• [WHAT THE TASK ASKS]: List all lines in the material below that contain "Reproduce".

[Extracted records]

________________________

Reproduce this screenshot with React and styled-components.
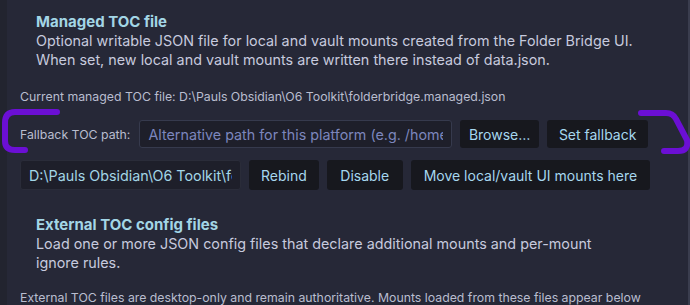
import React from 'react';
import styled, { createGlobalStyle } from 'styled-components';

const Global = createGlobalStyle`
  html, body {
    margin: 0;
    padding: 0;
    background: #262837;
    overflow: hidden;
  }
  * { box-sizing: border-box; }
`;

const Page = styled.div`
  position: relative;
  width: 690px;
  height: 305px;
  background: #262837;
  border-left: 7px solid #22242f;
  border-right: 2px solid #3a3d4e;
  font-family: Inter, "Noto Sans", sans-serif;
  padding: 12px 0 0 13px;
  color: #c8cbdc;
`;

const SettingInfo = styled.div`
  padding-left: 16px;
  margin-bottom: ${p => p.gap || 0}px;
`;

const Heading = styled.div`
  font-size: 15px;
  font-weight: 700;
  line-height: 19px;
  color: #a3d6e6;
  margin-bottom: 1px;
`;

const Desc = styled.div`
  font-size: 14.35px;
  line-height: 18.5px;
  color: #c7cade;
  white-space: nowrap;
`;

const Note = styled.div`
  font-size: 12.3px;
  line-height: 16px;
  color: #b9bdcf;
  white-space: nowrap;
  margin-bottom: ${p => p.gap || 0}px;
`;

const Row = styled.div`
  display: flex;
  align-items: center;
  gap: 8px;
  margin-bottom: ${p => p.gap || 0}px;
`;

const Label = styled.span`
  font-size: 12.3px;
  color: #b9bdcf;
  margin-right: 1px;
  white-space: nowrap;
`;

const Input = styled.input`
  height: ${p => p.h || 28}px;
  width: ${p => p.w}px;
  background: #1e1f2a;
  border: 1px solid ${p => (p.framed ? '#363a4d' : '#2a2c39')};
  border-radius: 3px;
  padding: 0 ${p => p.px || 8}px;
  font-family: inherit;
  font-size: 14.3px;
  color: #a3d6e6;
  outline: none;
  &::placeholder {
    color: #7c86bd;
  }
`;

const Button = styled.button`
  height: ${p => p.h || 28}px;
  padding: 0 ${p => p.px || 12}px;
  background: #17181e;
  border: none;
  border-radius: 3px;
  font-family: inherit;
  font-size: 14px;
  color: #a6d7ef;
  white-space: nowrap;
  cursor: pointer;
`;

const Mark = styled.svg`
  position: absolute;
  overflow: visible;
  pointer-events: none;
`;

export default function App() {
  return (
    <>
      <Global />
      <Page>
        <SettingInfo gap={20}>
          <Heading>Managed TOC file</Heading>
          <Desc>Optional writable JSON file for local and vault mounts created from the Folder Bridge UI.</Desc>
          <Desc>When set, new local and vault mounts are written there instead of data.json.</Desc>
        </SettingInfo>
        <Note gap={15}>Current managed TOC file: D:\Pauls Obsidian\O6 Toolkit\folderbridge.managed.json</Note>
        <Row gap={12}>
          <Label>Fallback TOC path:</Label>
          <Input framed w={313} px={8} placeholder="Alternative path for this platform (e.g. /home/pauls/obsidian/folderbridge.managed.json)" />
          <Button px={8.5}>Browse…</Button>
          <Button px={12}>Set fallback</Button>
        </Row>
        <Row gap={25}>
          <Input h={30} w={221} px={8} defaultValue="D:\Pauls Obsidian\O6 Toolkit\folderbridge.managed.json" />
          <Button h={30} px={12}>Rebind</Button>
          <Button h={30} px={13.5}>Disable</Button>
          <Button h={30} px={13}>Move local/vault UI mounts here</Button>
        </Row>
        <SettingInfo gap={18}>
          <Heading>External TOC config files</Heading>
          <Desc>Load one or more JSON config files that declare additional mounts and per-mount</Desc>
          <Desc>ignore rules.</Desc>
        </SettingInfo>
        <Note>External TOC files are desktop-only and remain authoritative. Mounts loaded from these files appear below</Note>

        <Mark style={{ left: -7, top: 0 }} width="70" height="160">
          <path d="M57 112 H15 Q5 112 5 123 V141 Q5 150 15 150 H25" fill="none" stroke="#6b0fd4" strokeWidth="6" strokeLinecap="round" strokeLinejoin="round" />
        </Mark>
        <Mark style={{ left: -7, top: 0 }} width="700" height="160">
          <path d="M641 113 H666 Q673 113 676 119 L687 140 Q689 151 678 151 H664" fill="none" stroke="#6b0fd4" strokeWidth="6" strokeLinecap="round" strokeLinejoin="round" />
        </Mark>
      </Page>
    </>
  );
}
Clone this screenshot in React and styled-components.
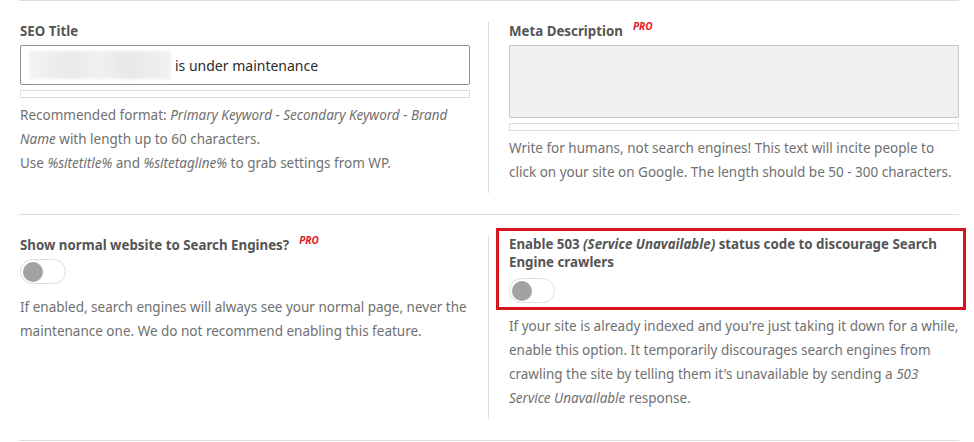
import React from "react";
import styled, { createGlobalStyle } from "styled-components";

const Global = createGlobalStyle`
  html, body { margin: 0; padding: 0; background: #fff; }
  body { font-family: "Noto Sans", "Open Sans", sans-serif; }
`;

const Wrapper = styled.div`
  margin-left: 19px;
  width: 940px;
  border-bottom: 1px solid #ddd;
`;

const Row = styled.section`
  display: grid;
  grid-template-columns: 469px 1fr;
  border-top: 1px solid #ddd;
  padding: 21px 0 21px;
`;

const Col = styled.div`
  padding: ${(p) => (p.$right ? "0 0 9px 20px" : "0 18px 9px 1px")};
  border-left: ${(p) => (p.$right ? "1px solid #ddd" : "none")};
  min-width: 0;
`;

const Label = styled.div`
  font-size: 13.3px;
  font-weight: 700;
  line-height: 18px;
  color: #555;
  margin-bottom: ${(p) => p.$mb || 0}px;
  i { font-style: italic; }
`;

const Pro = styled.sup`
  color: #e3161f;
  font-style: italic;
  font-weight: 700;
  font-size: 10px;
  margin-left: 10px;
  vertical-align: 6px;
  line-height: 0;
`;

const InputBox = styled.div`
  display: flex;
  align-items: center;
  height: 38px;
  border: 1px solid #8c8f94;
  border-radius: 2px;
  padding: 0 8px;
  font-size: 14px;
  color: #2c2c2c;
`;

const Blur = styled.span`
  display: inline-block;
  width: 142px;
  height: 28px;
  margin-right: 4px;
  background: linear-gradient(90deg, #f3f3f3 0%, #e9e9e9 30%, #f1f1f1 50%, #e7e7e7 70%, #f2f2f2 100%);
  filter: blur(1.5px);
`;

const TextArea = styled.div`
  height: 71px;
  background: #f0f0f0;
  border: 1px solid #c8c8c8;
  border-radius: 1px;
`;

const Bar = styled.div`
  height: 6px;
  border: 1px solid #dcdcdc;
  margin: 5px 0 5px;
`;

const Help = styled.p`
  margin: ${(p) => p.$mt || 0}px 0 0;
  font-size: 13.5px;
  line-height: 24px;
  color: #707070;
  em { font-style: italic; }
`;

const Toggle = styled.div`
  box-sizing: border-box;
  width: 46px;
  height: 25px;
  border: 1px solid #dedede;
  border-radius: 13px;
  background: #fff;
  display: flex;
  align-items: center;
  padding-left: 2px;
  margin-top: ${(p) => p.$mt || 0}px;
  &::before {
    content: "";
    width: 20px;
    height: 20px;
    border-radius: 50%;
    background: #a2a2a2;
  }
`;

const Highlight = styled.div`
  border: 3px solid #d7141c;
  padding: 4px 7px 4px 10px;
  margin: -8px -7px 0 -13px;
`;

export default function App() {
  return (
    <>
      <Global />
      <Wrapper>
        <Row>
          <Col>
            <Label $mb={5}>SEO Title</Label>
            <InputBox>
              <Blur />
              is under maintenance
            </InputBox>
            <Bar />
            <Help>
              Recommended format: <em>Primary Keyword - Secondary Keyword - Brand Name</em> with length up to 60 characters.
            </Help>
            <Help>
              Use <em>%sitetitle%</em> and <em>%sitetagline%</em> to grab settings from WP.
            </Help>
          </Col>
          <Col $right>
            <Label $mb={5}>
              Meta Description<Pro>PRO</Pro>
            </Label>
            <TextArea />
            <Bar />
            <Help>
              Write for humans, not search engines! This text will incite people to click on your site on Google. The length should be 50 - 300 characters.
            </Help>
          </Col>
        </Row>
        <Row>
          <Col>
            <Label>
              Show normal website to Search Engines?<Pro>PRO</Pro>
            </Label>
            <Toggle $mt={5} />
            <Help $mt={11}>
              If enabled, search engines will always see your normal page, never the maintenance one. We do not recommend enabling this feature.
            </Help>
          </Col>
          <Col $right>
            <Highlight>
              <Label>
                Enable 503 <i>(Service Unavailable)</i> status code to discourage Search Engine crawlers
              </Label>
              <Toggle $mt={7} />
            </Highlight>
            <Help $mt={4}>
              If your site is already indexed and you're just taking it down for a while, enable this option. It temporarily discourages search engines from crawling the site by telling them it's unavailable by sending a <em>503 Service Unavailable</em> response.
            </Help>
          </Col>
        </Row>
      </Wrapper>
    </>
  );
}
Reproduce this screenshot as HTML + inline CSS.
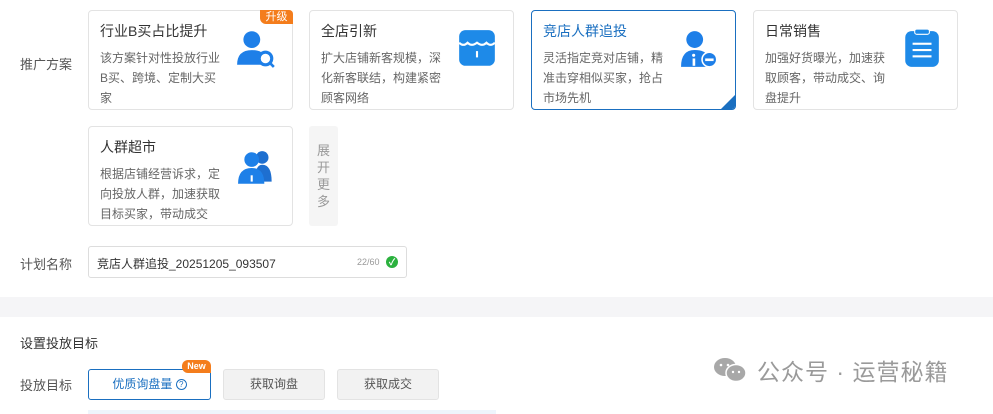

________________________

• [EXERCISE RESULT]:
Reproduce this screenshot with React and styled-components.
Reproduce this screenshot as HTML + inline CSS.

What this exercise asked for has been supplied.